Tutti i salmi finiscono in gloria. E’ un detto proverbiale tradizionale.

Il significato è lampante: alla fine la giustizia e la verità vincono.

Si muove da una realtà seria. Quando i religiosi esprimono la loro preghiera usando i salmi, alla fine di ogni salmo è prescritto che devono ripetere il “Gloria al Padre, al Figlio e allo Spirito Santo”.

L’usanza è bella, rallegrante.

Il Gloria, è ovvio, non è un augurio fatto a Dio. Anzi, è un’affermazione decisa. Si dichiara di riconoscere l’unica divinità nel Padre, nel Figlio e nello Spirito Santo.

La cadenza di questa dichiarazione, ossia la manifestazione di fede convinta, è frequente: ogni fine di salmo, o di parte di esso. La cadenza ripetuta, è come un rituffarci nel nostro ambiente vitale, la cosiddetta Trinità.

E’ un continuo nuotare leggero, sostenuti da Dio. Un’atmosfera Trinitaria che ci inonda e ci sostiene.

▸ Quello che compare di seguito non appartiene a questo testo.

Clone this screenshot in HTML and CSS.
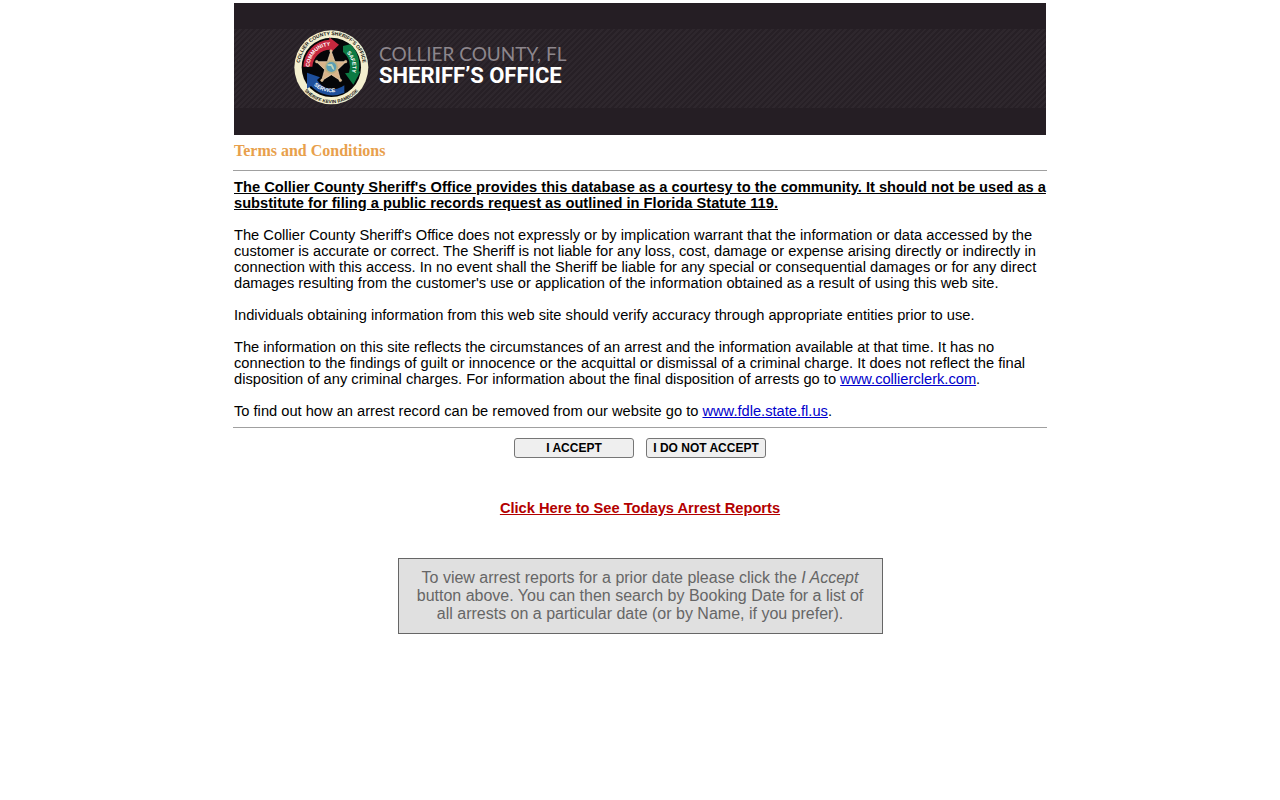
FILE: index.html
```html
<!DOCTYPE html>
<html lang="en">
<head>
<meta charset="utf-8">
<meta name="viewport" content="width=device-width, initial-scale=1">
<title>Terms and Conditions</title>
<link rel="stylesheet" href="styles.css">
</head>
<body>
<div class="page">
  <header class="banner">
    <div class="band">
      <svg class="seal" viewBox="23 18 225 225" role="img" aria-label="Collier County Sheriff's Office seal">
        <defs>
          <path id="ring-top" d="M43 152 A95 95 0 1 1 227 152"/>
          <path id="ring-bottom" d="M31 152 A106 106 0 0 0 239 152"/>
          <path id="arc-community" d="M72 146 A64 64 0 0 1 149 67"/>
          <path id="arc-safety" d="M174 80 A63 63 0 0 1 193 155"/>
          <path id="arc-service" d="M73 172 A75 75 0 0 0 161 200"/>
        </defs>
        <circle cx="135" cy="130" r="111" fill="#f3efcf"/>
        <circle cx="135" cy="130" r="89" fill="#050608"/>
        <path d="M51 128 A84 84 0 0 1 129 47 L129 40 L158 62 L132 87 L131 77 A54 54 0 0 0 78 128 Z" fill="#c5283e"/>
        <path d="M170 66 L192 61 A86 86 0 0 1 217 142 L222 143 L201 182 L176 148 L188 146 A56 56 0 0 0 170 84 Z" fill="#0c7a43"/>
        <path d="M174 206 A86 86 0 0 1 74 186 L62 194 L62 146 L101 160 L92 168 A56 56 0 0 0 174 184 Z" fill="#1d4f9c"/>
        <path d="M134 80 L146 113 L179 113 L154 137 L163 170 L135 152 L106 170 L115 137 L90 113 L123 113 Z" fill="#d8b48a" stroke="#f1ddbc" stroke-width="2"/>
        <g fill="#d8b48a" stroke="#f1ddbc">
          <circle cx="134" cy="81" r="4"/><circle cx="178" cy="113" r="4"/><circle cx="162" cy="169" r="4"/><circle cx="107" cy="169" r="4"/><circle cx="91" cy="113" r="4"/>
        </g>
        <circle cx="135" cy="129" r="20" fill="#b9b083"/>
        <circle cx="135" cy="129" r="15" fill="#5b9fb5"/>
        <path d="M123 121 L137 120 L142 130 L144 139 L138 134 L134 126 L124 125 Z" fill="#c5d9bd"/>
        <text class="ring-text"><textPath href="#ring-top" startOffset="50%">COLLIER COUNTY SHERIFF’S OFFICE</textPath></text>
        <text class="ring-text ring-text-small"><textPath href="#ring-bottom" startOffset="50%">SHERIFF KEVIN RAMBOSK</textPath></text>
        <text class="arrow-text"><textPath href="#arc-community" startOffset="50%">COMMUNITY</textPath></text>
        <text class="arrow-text"><textPath href="#arc-safety" startOffset="50%">SAFETY</textPath></text>
        <text class="arrow-text"><textPath href="#arc-service" startOffset="50%">SERVICE</textPath></text>
      </svg>
      <div class="agency">
        <span class="county">COLLIER COUNTY, FL</span>
        <span class="office">SHERIFF’S OFFICE</span>
      </div>
    </div>
  </header>
  <main>
    <h1 class="title">Terms and Conditions</h1>
    <hr class="rule">
    <div class="terms">
      <p class="notice">The Collier County Sheriff's Office provides this database as a courtesy to the community. It should not be used as a substitute for filing a public records request as outlined in Florida Statute 119.</p>
      <p>The Collier County Sheriff's Office does not expressly or by implication warrant that the information or data accessed by the customer is accurate or correct. The Sheriff is not liable for any loss, cost, damage or expense arising directly or indirectly in connection with this access. In no event shall the Sheriff be liable for any special or consequential damages or for any direct damages resulting from the customer's use or application of the information obtained as a result of using this web site.</p>
      <p>Individuals obtaining information from this web site should verify accuracy through appropriate entities prior to use.</p>
      <p>The information on this site reflects the circumstances of an arrest and the information available at that time. It has no connection to the findings of guilt or innocence or the acquittal or dismissal of a criminal charge. It does not reflect the final disposition of any criminal charges. For information about the final disposition of arrests go to <a href="#collierclerk">www.collierclerk.com</a>.</p>
      <p>To find out how an arrest record can be removed from our website go to <a href="#fdle">www.fdle.state.fl.us</a>.</p>
    </div>
    <hr class="rule">
    <div class="actions">
      <button class="choice" type="button">I ACCEPT</button>
      <button class="choice" type="button">I DO NOT ACCEPT</button>
    </div>
    <p class="today"><a href="#today">Click Here to See Todays Arrest Reports</a></p>
    <p class="hint">To view arrest reports for a prior date please click the <em>I Accept</em> button above. You can then search by Booking Date for a list of all arrests on a particular date (or by Name, if you prefer).</p>
  </main>
</div>
</body>
</html>
```
FILE: styles.css
```css
* {
  box-sizing: border-box;
}

body {
  margin: 0;
  background: #fff;
  color: #000;
  font-family: "Liberation Sans", Arial, sans-serif;
}

.page {
  max-width: 814px;
  margin: 0 auto;
  padding-top: 3px;
}

.banner {
  margin: 0 1px;
  padding: 26px 0 27px;
  background: #251e24;
}

.band {
  display: flex;
  align-items: center;
  gap: 10px;
  padding: 1px 60px 3px;
  background: repeating-linear-gradient(135deg, #2e272d 0 2px, #272026 2px 4px);
}

.seal {
  flex: none;
  width: 75px;
  height: 75px;
}

.ring-text,
.arrow-text {
  font-family: "Liberation Sans", Arial, sans-serif;
  font-weight: bold;
  text-anchor: middle;
}

.ring-text {
  font-size: 15px;
  fill: #15130f;
}

.ring-text-small {
  font-size: 14px;
}

.arrow-text {
  font-size: 16px;
  fill: #fff;
}

.agency {
  display: flex;
  flex-direction: column;
  padding-bottom: 6px;
  white-space: nowrap;
}

.county {
  color: #8d868c;
  font: 400 19px/22px Lato, sans-serif;
}

.office {
  color: #fff;
  font: 700 22px/22px Roboto, sans-serif;
}

.title {
  margin: 0 1px;
  padding: 7px 0 10px;
  color: #e8a04c;
  font: bold 16px/18px "Liberation Serif", "Times New Roman", serif;
}

.rule {
  height: 1px;
  margin: 0;
  border: 0;
  background: #a0a0a0;
}

.terms {
  padding: 8px 1px;
  font-size: 11pt;
  line-height: 16px;
}

.terms p {
  margin: 0 0 16px;
}

.terms p:last-child {
  margin-bottom: 0;
}

.terms .notice {
  font-weight: bold;
  text-decoration: underline;
}

.terms a {
  color: #0000cc;
}

.actions {
  display: flex;
  justify-content: center;
  gap: 12px;
  padding-top: 10px;
}

.choice {
  width: 120px;
  height: 20px;
  padding: 0;
  border: 1px solid #767676;
  border-radius: 3px;
  background: #efefef;
  color: #000;
  font: bold 12px/16px "Liberation Sans", Arial, sans-serif;
}

.today {
  margin: 42px 0;
  font-size: 11pt;
  font-weight: bold;
  line-height: 16px;
  text-align: center;
}

.today a {
  color: #b30000;
}

.hint {
  max-width: 485px;
  margin: 0 auto;
  padding: 10px 16px;
  border: 1px solid #666;
  background: #e0e0e0;
  color: #666;
  font-size: 16px;
  line-height: 18px;
  text-align: center;
}
```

Quando le nostre labbra pronunciano il Gloria, i nostri cuori si rasserenano, perché possono adagiarsi in Dio. La serenità del cuore si espande, raggiunge le nostre labbra, che sorridono. Sembra che non si possa pronunciare il Gloria senza sorridere.

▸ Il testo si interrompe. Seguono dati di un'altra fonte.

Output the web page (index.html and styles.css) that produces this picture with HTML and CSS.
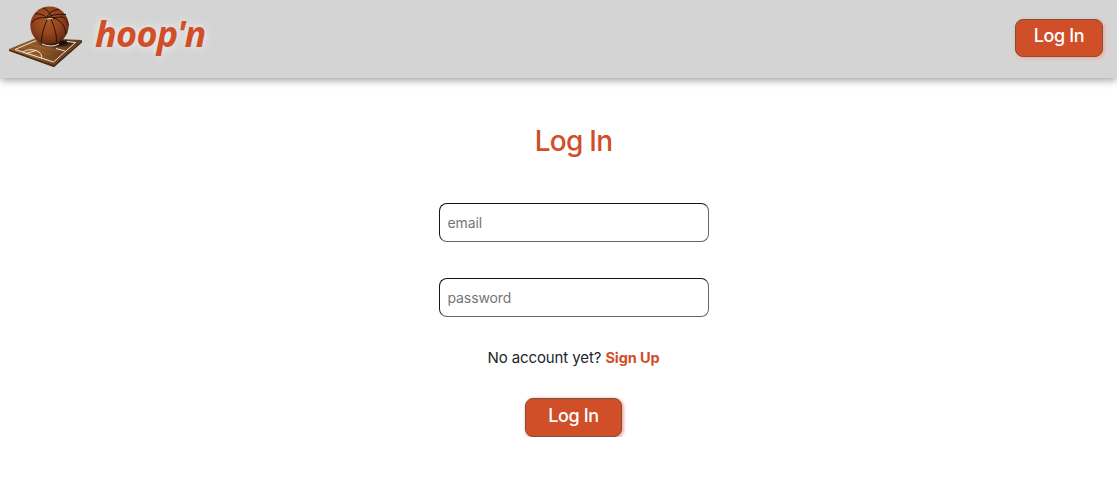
FILE: index.html
```html
<!DOCTYPE html>
<html lang="en">
<head>
<meta charset="utf-8">
<title>hoop'n</title>
<link rel="stylesheet" href="styles.css">
</head>
<body>
<header class="header">
  <div class="brand">
    <svg class="brand-icon" width="90" height="74" viewBox="0 0 90 74" aria-hidden="true">
      <defs>
        <radialGradient id="ball" cx=".45" cy=".38" r=".65">
          <stop offset="0" stop-color="#ac5528"/>
          <stop offset=".5" stop-color="#96451d"/>
          <stop offset=".85" stop-color="#713014"/>
          <stop offset="1" stop-color="#43200f"/>
        </radialGradient>
        <linearGradient id="wood" x1="0" y1="0" x2="1" y2=".3">
          <stop offset="0" stop-color="#8b5224"/>
          <stop offset=".5" stop-color="#98602b"/>
          <stop offset="1" stop-color="#5b3319"/>
        </linearGradient>
        <radialGradient id="shade"><stop offset=".4" stop-color="#160e08"/><stop offset="1" stop-color="#160e08" stop-opacity="0"/></radialGradient>
        <clipPath id="floor"><path d="M9 49 36 38 82 40 54 65Z"/></clipPath>
      </defs>
      <path d="M9 49 54 64.500 82 40V42.500L54 67.200 9 51Z" fill="#4b2b16"/>
      <path d="M9 49 36 38 82 40 54 65Z" fill="url(#wood)"/>
      <g clip-path="url(#floor)" stroke="#5b3217" stroke-width=".5" opacity=".5">
        <path d="M14 47 61 60M20 44 66 56M26 42 71 52M31 40 75 48M36 38 80 44"/>
      </g>
      <ellipse cx="56" cy="43" rx="20" ry="5" fill="url(#shade)" clip-path="url(#floor)"/>
      <path d="M15 49.500 36 40.500M67 41.500 75.500 42.500 53.500 62 15 49.500M42 44Q51 48 59 44M56 48.500 65 51M23 52C27 49 35 49 39 52 41 54 42 55.500 41.500 57.800M26 53.500 36 50.500" fill="none" stroke="#f0e8da" stroke-width="1"/>
      <circle cx="49.500" cy="25.600" r="19.200" fill="url(#ball)"/>
      <path d="M35 14C39 13 44 15 47 18M31.500 23C35 18 41 17 47 18 53 18 58 17 62 17 66 18 68 22 68.500 26M47 18C50 15 57 14 66 14.500M43 8C48 10 51 14 52 18 61 19 65 26 66 34M47.500 19C44 26 42 33 41.500 42M51 19C54 26 57 35 56.500 42M47 17C49 12 54 10 59 9.500" fill="none" stroke="#24130b" stroke-width="1"/>
      <path d="M46.500 19 52.500 18.500" fill="none" stroke="#ffe0c0" stroke-width="1.200"/>
    </svg>
    <span class="brand-name">hoop'n</span>
  </div>
  <button class="button header-button" type="button">Log In</button>
</header>
<main class="main">
  <h1 class="title">Log In</h1>
  <form class="form">
    <input class="field" type="email" placeholder="email" aria-label="email">
    <input class="field" type="password" placeholder="password" aria-label="password">
    <p class="note">No account yet? <a class="link" href="#">Sign Up</a></p>
    <button class="button submit" type="button">Log In</button>
  </form>
</main>
</body>
</html>
```
FILE: styles.css
```css
* { box-sizing: border-box; }
body {
  margin: 0;
  background: #fff;
  color: #212529;
  font-family: Inter, sans-serif;
}
.header {
  display: flex;
  justify-content: space-between;
  align-items: flex-start;
  height: 78px;
  padding-right: 14px;
  background: #d4d4d4;
  box-shadow: 0 2px 8px rgba(0, 0, 0, .4);
}
.brand { display: flex; }
.brand-icon { display: block; }
.brand-name {
  margin: 9px 0 0 5px;
  color: #d04e28;
  font: italic 700 36px/50px "Noto Sans", sans-serif;
  letter-spacing: -.7px;
  text-shadow: 0 0 8px #f4f4f4;
}
.button {
  height: 39px;
  padding: 0 0 4px;
  border: 1px solid #785044;
  border-radius: 8px;
  background: #d04e28;
  box-shadow: 1px 1px 3px 1px #efb09e;
  color: #fff;
  font: 500 18px/22px Inter, sans-serif;
  letter-spacing: -.35px;
}
.header-button { width: 88px; height: 38px; margin-top: 19px; }
.main {
  display: flex;
  flex-direction: column;
  align-items: center;
  padding: 46px 0 0 30px;
}
.title {
  margin: 0;
  color: #d04e28;
  font-size: 28px;
  font-weight: 500;
  line-height: 34px;
  letter-spacing: -.75px;
}
.form {
  display: flex;
  flex-direction: column;
  align-items: center;
  margin-top: 45px;
}
.field {
  width: 270px;
  height: 39px;
  margin-bottom: 36px;
  padding: 0 8px 1px;
  border: 1px solid;
  border-color: #151515 #666 #666 #151515;
  border-radius: 8px;
  background: #fff;
  font: 14px Inter, sans-serif;
  letter-spacing: -.1px;
}
.field::placeholder { color: #757575; }
.note {
  margin: -5px 0 30px;
  font-size: 15px;
  line-height: 20px;
  letter-spacing: -.1px;
}
.link { color: #d04e28; font-weight: 700; font-size: 14.500px; text-decoration: none; }
.submit { width: 97px; }
```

Sorridere per toccare la grandezza luminosa di nostro Padre, e la nostra grandezza inserita nella grandezza del Figlio. Allora ci accorgiamo che il nostro sorridere è operato dallo Spirito Santo.

Essere felici di vivere in Dio. Il Gloria ci ricorda questa felicità. Felicità non solo nostra, ma di Colui (Coloro) che ha detto di far dimora presso di noi.

Sempre la felicità è contagiosa: dal Padre al Figlio, e reciprocamente. Da Dio a noi, e reciprocamente. Se si fa festa per un peccatore pentito, è anche festa per chi dimora stabilmente con il Padre.